Cette motion présente aujourd'hui un avantage important: elle essaye de régler des problèmes de nature technique, de les désenchevêtrer, comme il est dit dans les considérants. Ce travail doit être fait par les principaux intéressés. C'est la seule façon d'aboutir à un accord, à un consensus. Comme l'ont rappelé le député Rodrik et d'autres intervenants, vous pouvez auditionner qui vous voulez, mais l'important est d'arriver à quelque chose qui ne soit pas, vous excuserez le terme, l'usine à gaz qui s'est construite peu à peu et qui fait que nous n'avons pas, aujourd'hui, de vision claire, et qui produit des effets pervers qui pénalisent en fait les principales intéressées que sont les familles.
Je proposerais, Madame Blanchard-Queloz, que vous renonciez à cet amendement et que les experts s'inquiètent des principaux intéressés.

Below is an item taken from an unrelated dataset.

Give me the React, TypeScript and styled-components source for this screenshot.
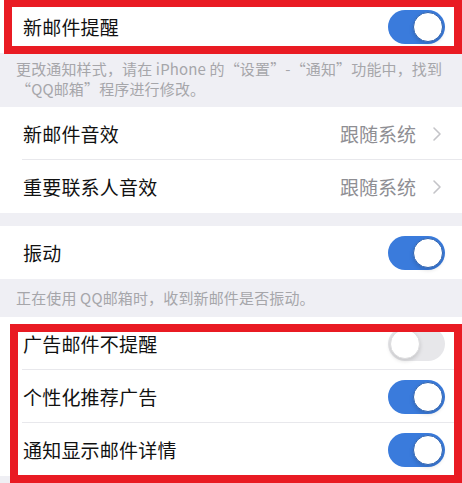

En l'état, le Conseil d'Etat accepte bien volontiers cette motion, si vous êtes d'accord de la soutenir unanimement.
Mme Marie-Paule Blanchard-Queloz (AdG). Je retire volontiers cet amendement. Mais, dans mon enthousiasme, lorsque j'ai lu cette motion, je n'ai pas vraiment compris qu'il s'agissait de ce que M. Rodrik vient d'expliquer, c'est-à-dire un réaménagement interne d'allocations. Je me suis dit qu'il y avait enfin des gens qui voulaient un système cohérent, nouveau, excluant enfin les employeurs du financement, etc. Je retire donc volontiers mon amendement, mais je retire aussi mon enthousiasme !
Le président. L'amendement étant retiré, nous passons au vote de cette motion 1431.
Mise aux voix, la Motion 1431 est adoptée.